[review feedback] qa-css-charset

Hi Richard,
Sorry, I’m a little behind with translating this article. Here come some 
more things:


»»
in values of the content property
««

Mark up as code keyword:
in values of the <code class="kw" translate="no">content</code> property


»»
If the encoding of your HTML and CSS files is not UTF-8, but is the 
same, the browser will use the encoding of the HTML file in the latest 
versions of major browsers.
««

Add ‘also for the style sheet’:
… the browser will use the encoding of the HTML file also for the style 
sheet in the latest versions of major browsers.

Or use ‘apply to’:
… the browser will apply the encoding of the HTML file also to the style 
sheet in the latest versions of major browsers.

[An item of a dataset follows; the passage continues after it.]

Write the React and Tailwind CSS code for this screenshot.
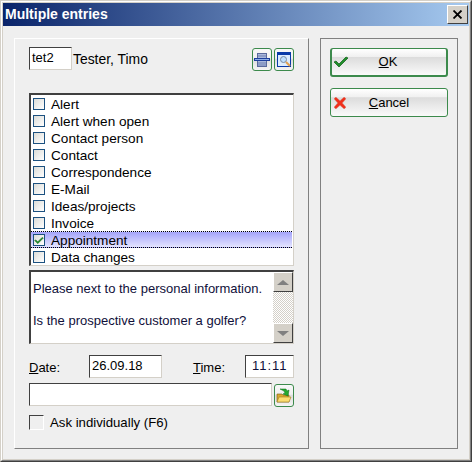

With ‘latest versions’ as subject:
… the latest versions of major browsers will apply the encoding of the 
HTML file also to the style sheet.


»»
the <code class="kw" translate="no">@charset</code> element must be set
««

Not an ‘element’:
the <code class="kw" translate="no">@charset</code> declaration must be set

Or short:
<code class="kw" translate="no">@charset</code> must be set


»»
to ascertain what the encoding of the page is.
««

Not a ‘page’:
to ascertain what the encoding of the style sheet is.


»»
You can also declare the encoding of the file in the HTTP <code 
class="kw" translate="no">Content-Type</code> header, if you have access 
to the server settings or if the server serves files with an encoding by 
default.
««

‘You can also declare’ sounds as if you would have the choise. But if 
the server serves files with an encoding by default, you don’t have the 
choise; you *do* declare the encoding.


»»
We recommend that if you use an HTTP declaration, you also include a 
declaration inside the style sheet.
««

Add ‘@charset’:
We recommend that if you use an HTTP declaration, you also include a 
<code class="kw" translate="no">@charset</code> declaration inside the 
style sheet.

This recommendation contraticts the former “If you do that [use UTF-8], 
there is no need to declare the encoding of your style sheet” and “As 
mentioned above, you should only use this [@charset] when style sheets 
and the calling HTML file are in different encodings.”

When you use an HTTP declaration (maybe not by choise, but by default 
server settings), and the encodings of HTML and CSS files are the same, 
should you use @charset or not?


»»
The declaration in the HTTP header will always override the in-document 
declaration, if there is a conflict, except for those browsers where the 
byte-order mark overrides it.
««

BOM overriding HTTP is not the exception; the behavior of Internet 
Explorer 10 and 11 is.

Make it sound like:
The declaration in the HTTP header will always override the in-document 
declaration, if there is a conflict. But the HTTP declaration will be 
overridden by the byte-order mark if there is one, except for Internet 
Explorer 10 and 11.


The precedence is: BOM, HTTP, @charset. The current order of sections in 
‘Details’ is: @charset, BOM, HTTP.

Suggestion: Move the ‘Using @charset’ section to after ‘Using HTTP’.